Exclude the pictures and reproduce the remaining data exactly as written.
■ ■ ■ ■ ■ ■ ■
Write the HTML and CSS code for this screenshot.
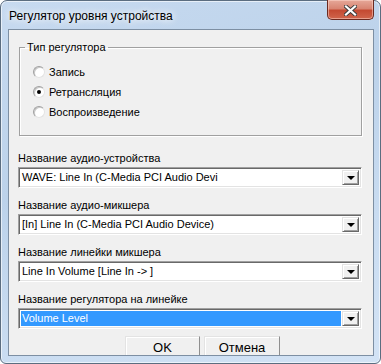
FILE: index.html
```html
<!DOCTYPE html>
<html>
<head>
  <meta charset="UTF-8">
  <title>Регулятор уровня устройства</title>
  <link rel="stylesheet" href="styles.css">
</head>
<body>
  <div class="window">
    <div class="titlebar">
      <span class="title">Регулятор уровня устройства</span>
      <div class="close">
        <svg width="13" height="11" viewBox="0 0 13 11">
          <path d="M2 1.5 L11 9.5 M11 1.5 L2 9.5" stroke="#3b3b3b" stroke-width="4" stroke-linecap="square"/>
          <path d="M2 1.5 L11 9.5 M11 1.5 L2 9.5" stroke="#fff" stroke-width="2.2" stroke-linecap="square"/>
        </svg>
      </div>
    </div>

    <div class="client">
      <!-- тип регулятора -->
      <fieldset class="group">
        <legend>Тип регулятора</legend>
        <div class="radio"><span class="dot"></span>Запись</div>
        <div class="radio checked"><span class="dot"></span>Ретрансляция</div>
        <div class="radio"><span class="dot"></span>Воспроизведение</div>
      </fieldset>

      <div class="caption">Название аудио-устройства</div>
      <div class="combo">
        <span class="value">WAVE: Line In (C-Media PCI Audio Devi</span>
        <span class="drop"></span>
      </div>

      <div class="caption">Название аудио-микшера</div>
      <div class="combo">
        <span class="value">[In] Line In (C-Media PCI Audio Device)</span>
        <span class="drop"></span>
      </div>

      <div class="caption">Название линейки микшера</div>
      <div class="combo">
        <span class="value">Line In Volume [Line In -&gt; ]</span>
        <span class="drop"></span>
      </div>

      <div class="caption">Название регулятора на линейке</div>
      <div class="combo">
        <span class="value selected">Volume Level</span>
        <span class="drop"></span>
      </div>

      <div class="buttons">
        <button class="btn">OK</button>
        <button class="btn">Отмена</button>
      </div>
    </div>
  </div>
</body>
</html>
```

FILE: styles.css
```css
html, body {
  margin:0; padding:0;
  background:#fff;
}
.window {
  box-sizing:border-box;
  width:381px; height:364px;
  border:1px solid #5b6d80;
  border-radius:7px 7px 6px 6px;
  padding:0 6px 7px 7px;
  background:linear-gradient(160deg, #c7daf0 0%, #bcd2ea 40%, #c9dcf1 70%, #d3e3f5 100%);
  box-shadow:inset 0 0 0 1px rgba(255,255,255,0.6);
  display:flex;
  flex-direction:column;
  font-family:"Liberation Sans", Arial, sans-serif;
}
.titlebar {
  height:28px;
  display:flex;
  align-items:flex-start;
}
.title {
  margin-top:8px;
  padding-left:1px;
  font-size:12px;
  line-height:15px;
  color:#000;
  text-shadow:0 0 6px #fff, 0 0 10px rgba(255,255,255,0.9);
}
.close {
  margin-left:auto;
  margin-top:-1px;
  box-sizing:border-box;
  width:47px; height:20px;
  border:1px solid #6b2a20;
  border-top:none;
  border-radius:0 0 5px 5px;
  background:linear-gradient(#e6a899 0%, #d88572 45%, #c44a32 55%, #d0654c 100%);
  box-shadow:inset 0 0 0 1px rgba(255,220,210,0.5);
  display:flex;
  align-items:center;
  justify-content:center;
}
.close svg { display:block; margin-top:1px; }

.client {
  box-sizing:border-box;
  height:327px;
  border:1px solid #7d8fa3;
  background:#f0f0f0;
  overflow:hidden;
  display:flex;
  flex-direction:column;
  font-size:11px;
  color:#000;
}

.group {
  margin:10px 11px 0 10px;
  padding:7px 0 13px 13px;
  border:1px solid #a0a0a0;
  box-shadow:inset 1px 1px #fff, 1px 1px #fff;
  min-width:0;
}
.group legend {
  margin-left:-8px;
  padding:0 2px;
  line-height:15px;
}
.radio {
  height:20px;
  display:flex;
  align-items:center;
  gap:4px;
}
.dot {
  box-sizing:border-box;
  width:12px; height:12px;
  border-radius:50%;
  border:1px solid;
  border-color:#a0a0a0 #e3e3e3 #e3e3e3 #a0a0a0;
  background:#fff;
  box-shadow:inset 1px 1px 0 #c8c8c8;
  display:flex;
  align-items:center;
  justify-content:center;
}
.radio.checked .dot::after {
  content:"";
  width:4px; height:4px;
  border-radius:50%;
  background:#000;
}

.caption {
  margin:15px 0 1px 9px;
  line-height:15px;
}
.caption ~ .caption { margin-top:10px; }

.combo {
  box-sizing:border-box;
  margin:0 11px 0 9px;
  height:21px;
  border:1px solid;
  border-color:#a0a0a0 #fff #fff #a0a0a0;
  box-shadow:inset 1px 1px #696969, inset -1px -1px #e3e3e3;
  background:#fff;
  padding:2px;
  display:flex;
  font-size:11px;
}
.value {
  flex:1;
  margin-right:1px;
  padding-left:1px;
  line-height:15px;
  white-space:nowrap;
  overflow:hidden;
}
.value.selected {
  background:#3399ff;
  color:#fff;
}
.drop {
  box-sizing:border-box;
  width:17px;
  border:1px solid;
  border-color:#e3e3e3 #696969 #696969 #e3e3e3;
  box-shadow:inset 1px 1px #fff, inset -1px -1px #a0a0a0;
  background:#f0f0f0;
  display:flex;
  align-items:center;
  justify-content:center;
}
.drop::after {
  content:"";
  width:0; height:0;
  border-left:4px solid transparent;
  border-right:4px solid transparent;
  border-top:4px solid #000;
  margin-top:1px;
}

.buttons {
  margin:7px 0 0 116px;
  display:flex;
  gap:4px;
}
.btn {
  box-sizing:border-box;
  width:75px; height:23px;
  padding:0;
  border:1px solid;
  border-color:#e3e3e3 #8f8f8f #8f8f8f #e3e3e3;
  box-shadow:inset 1px 1px #fff;
  background:#f0f0f0;
  font-family:"Liberation Sans", Arial, sans-serif;
  font-size:13px;
  color:#000;
}
.btn + .btn { width:76px; }
```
■ ■ ■ ■ ■ ■ ■
### Exercise result
Write the HTML and CSS code for this screenshot.
FILE: index.html
```html
<!DOCTYPE html>
<html>
<head>
  <meta charset="UTF-8">
  <title>Регулятор уровня устройства</title>
  <link rel="stylesheet" href="styles.css">
</head>
<body>
  <div class="window">
    <div class="titlebar">
      <span class="title">Регулятор уровня устройства</span>
      <div class="close">
        <svg width="13" height="11" viewBox="0 0 13 11">
          <path d="M2 1.5 L11 9.5 M11 1.5 L2 9.5" stroke="#3b3b3b" stroke-width="4" stroke-linecap="square"/>
          <path d="M2 1.5 L11 9.5 M11 1.5 L2 9.5" stroke="#fff" stroke-width="2.2" stroke-linecap="square"/>
        </svg>
      </div>
    </div>

    <div class="client">
      <!-- тип регулятора -->
      <fieldset class="group">
        <legend>Тип регулятора</legend>
        <div class="radio"><span class="dot"></span>Запись</div>
        <div class="radio checked"><span class="dot"></span>Ретрансляция</div>
        <div class="radio"><span class="dot"></span>Воспроизведение</div>
      </fieldset>

      <div class="caption">Название аудио-устройства</div>
      <div class="combo">
        <span class="value">WAVE: Line In (C-Media PCI Audio Devi</span>
        <span class="drop"></span>
      </div>

      <div class="caption">Название аудио-микшера</div>
      <div class="combo">
        <span class="value">[In] Line In (C-Media PCI Audio Device)</span>
        <span class="drop"></span>
      </div>

      <div class="caption">Название линейки микшера</div>
      <div class="combo">
        <span class="value">Line In Volume [Line In -&gt; ]</span>
        <span class="drop"></span>
      </div>

      <div class="caption">Название регулятора на линейке</div>
      <div class="combo">
        <span class="value selected">Volume Level</span>
        <span class="drop"></span>
      </div>

      <div class="buttons">
        <button class="btn">OK</button>
        <button class="btn">Отмена</button>
      </div>
    </div>
  </div>
</body>
</html>
```

FILE: styles.css
```css
html, body {
  margin:0; padding:0;
  background:#fff;
}
.window {
  box-sizing:border-box;
  width:381px; height:364px;
  border:1px solid #5b6d80;
  border-radius:7px 7px 6px 6px;
  padding:0 6px 7px 7px;
  background:linear-gradient(160deg, #c7daf0 0%, #bcd2ea 40%, #c9dcf1 70%, #d3e3f5 100%);
  box-shadow:inset 0 0 0 1px rgba(255,255,255,0.6);
  display:flex;
  flex-direction:column;
  font-family:"Liberation Sans", Arial, sans-serif;
}
.titlebar {
  height:28px;
  display:flex;
  align-items:flex-start;
}
.title {
  margin-top:8px;
  padding-left:1px;
  font-size:12px;
  line-height:15px;
  color:#000;
  text-shadow:0 0 6px #fff, 0 0 10px rgba(255,255,255,0.9);
}
.close {
  margin-left:auto;
  margin-top:-1px;
  box-sizing:border-box;
  width:47px; height:20px;
  border:1px solid #6b2a20;
  border-top:none;
  border-radius:0 0 5px 5px;
  background:linear-gradient(#e6a899 0%, #d88572 45%, #c44a32 55%, #d0654c 100%);
  box-shadow:inset 0 0 0 1px rgba(255,220,210,0.5);
  display:flex;
  align-items:center;
  justify-content:center;
}
.close svg { display:block; margin-top:1px; }

.client {
  box-sizing:border-box;
  height:327px;
  border:1px solid #7d8fa3;
  background:#f0f0f0;
  overflow:hidden;
  display:flex;
  flex-direction:column;
  font-size:11px;
  color:#000;
}

.group {
  margin:10px 11px 0 10px;
  padding:7px 0 13px 13px;
  border:1px solid #a0a0a0;
  box-shadow:inset 1px 1px #fff, 1px 1px #fff;
  min-width:0;
}
.group legend {
  margin-left:-8px;
  padding:0 2px;
  line-height:15px;
}
.radio {
  height:20px;
  display:flex;
  align-items:center;
  gap:4px;
}
.dot {
  box-sizing:border-box;
  width:12px; height:12px;
  border-radius:50%;
  border:1px solid;
  border-color:#a0a0a0 #e3e3e3 #e3e3e3 #a0a0a0;
  background:#fff;
  box-shadow:inset 1px 1px 0 #c8c8c8;
  display:flex;
  align-items:center;
  justify-content:center;
}
.radio.checked .dot::after {
  content:"";
  width:4px; height:4px;
  border-radius:50%;
  background:#000;
}

.caption {
  margin:15px 0 1px 9px;
  line-height:15px;
}
.caption ~ .caption { margin-top:10px; }

.combo {
  box-sizing:border-box;
  margin:0 11px 0 9px;
  height:21px;
  border:1px solid;
  border-color:#a0a0a0 #fff #fff #a0a0a0;
  box-shadow:inset 1px 1px #696969, inset -1px -1px #e3e3e3;
  background:#fff;
  padding:2px;
  display:flex;
  font-size:11px;
}
.value {
  flex:1;
  margin-right:1px;
  padding-left:1px;
  line-height:15px;
  white-space:nowrap;
  overflow:hidden;
}
.value.selected {
  background:#3399ff;
  color:#fff;
}
.drop {
  box-sizing:border-box;
  width:17px;
  border:1px solid;
  border-color:#e3e3e3 #696969 #696969 #e3e3e3;
  box-shadow:inset 1px 1px #fff, inset -1px -1px #a0a0a0;
  background:#f0f0f0;
  display:flex;
  align-items:center;
  justify-content:center;
}
.drop::after {
  content:"";
  width:0; height:0;
  border-left:4px solid transparent;
  border-right:4px solid transparent;
  border-top:4px solid #000;
  margin-top:1px;
}

.buttons {
  margin:7px 0 0 116px;
  display:flex;
  gap:4px;
}
.btn {
  box-sizing:border-box;
  width:75px; height:23px;
  padding:0;
  border:1px solid;
  border-color:#e3e3e3 #8f8f8f #8f8f8f #e3e3e3;
  box-shadow:inset 1px 1px #fff;
  background:#f0f0f0;
  font-family:"Liberation Sans", Arial, sans-serif;
  font-size:13px;
  color:#000;
}
.btn + .btn { width:76px; }
```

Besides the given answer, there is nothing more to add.